Top 100 Excel Shortcuts for Finance Professionals | Learn Edition
Finance Skills Series · Learn Edition

Top 100 Excel Shortcuts Every Finance Professional Should Know

A complete, categorized reference for students, accountants, investors and business owners — with plain-English definitions, real workplace stories, visual diagrams, and a quiz to test what you've learned.

Ctrl+Shift+$ = one keystroke, one formatted currency cell, zero mouse clicks.
🎓 Students 📊 Accountants 📈 Investors 💼 Business Owners
01 · Foundations

What exactly is an Excel keyboard shortcut?

Microsoft Excel is the world's most widely used spreadsheet tool, and every action inside it — formatting a cell, inserting a row, building a formula — can be done in two ways: by reaching for the mouse and clicking through menus, or by pressing a combination of keys on the keyboard. That second method is what we call a keyboard shortcut.

Definition

An Excel keyboard shortcut is a predefined combination of keys — usually involving Ctrl, Alt, Shift, or a function key like F2 — that instantly triggers a command Excel would otherwise require several mouse clicks to reach. Shortcuts exist for almost everything: navigating a worksheet, formatting numbers, writing formulas, managing rows and columns, building charts, and auditing data.

On Windows, most shortcuts are built around the Ctrl key. On a Mac, the same shortcuts generally use Cmd (⌘) in place of Ctrl, and Option in place of Alt. Throughout this guide, shortcuts are shown in their Windows form; Mac users can substitute Cmd for Ctrl in almost every case, with a small number of exceptions noted along the way. This distinction matters for a global audience — a finance team split between London, Lagos, Mumbai and Toronto is very likely also split between Windows laptops and MacBooks, and the underlying logic of each shortcut stays identical even when the key label changes.

Why does this matter specifically for finance? Because finance work is repetitive by nature. An accountant closing the books, an equity analyst updating a valuation model, or a small business owner reconciling a cash flow sheet will touch the same handful of actions — formatting currency, jumping to the end of a data set, copying formulas down a column, auditing a cell reference — dozens or hundreds of times in a single day.
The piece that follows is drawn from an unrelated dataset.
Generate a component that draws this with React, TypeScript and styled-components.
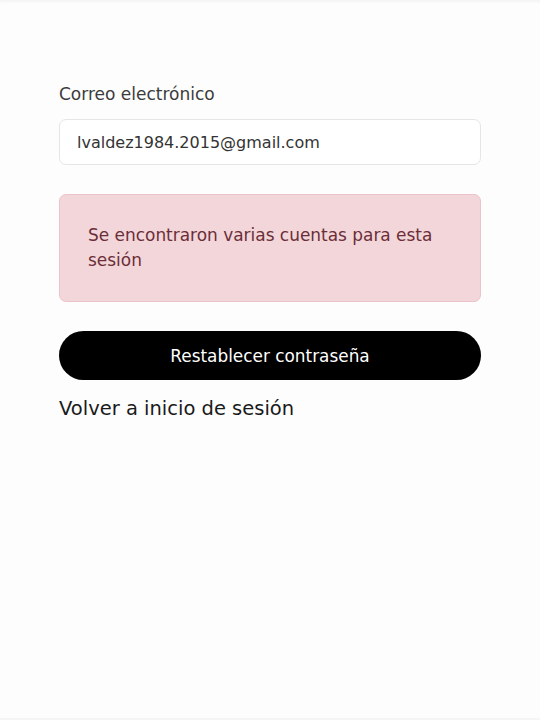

Multiply a two-second saving by hundreds of repetitions and thousands of working days, and the shortcut stops being a convenience. It becomes a measurable productivity asset.

02 · Context

Why shortcuts matter more in finance than anywhere else

Three things make Excel speed disproportionately valuable in finance, investing and accounting work:

  1. Volume of repetition. A single quarterly close, a single valuation model, or a single annual budget can involve thousands of individual cell edits. Small time savings compound quickly.
  2. Time pressure and deadlines. Month-end close, earnings season, tax filing deadlines and loan covenant reporting all run on fixed calendars. Working faster inside Excel directly reduces the number of late nights required to hit them.
  3. Accuracy under pressure. Many shortcuts — like toggling absolute references with F4 or tracing precedents — don't just save time, they reduce the kind of manual, mouse-driven errors that cause real financial mistakes.
"The analysts who finish the model review early aren't smarter — they're just not fighting the mouse for two extra hours a day."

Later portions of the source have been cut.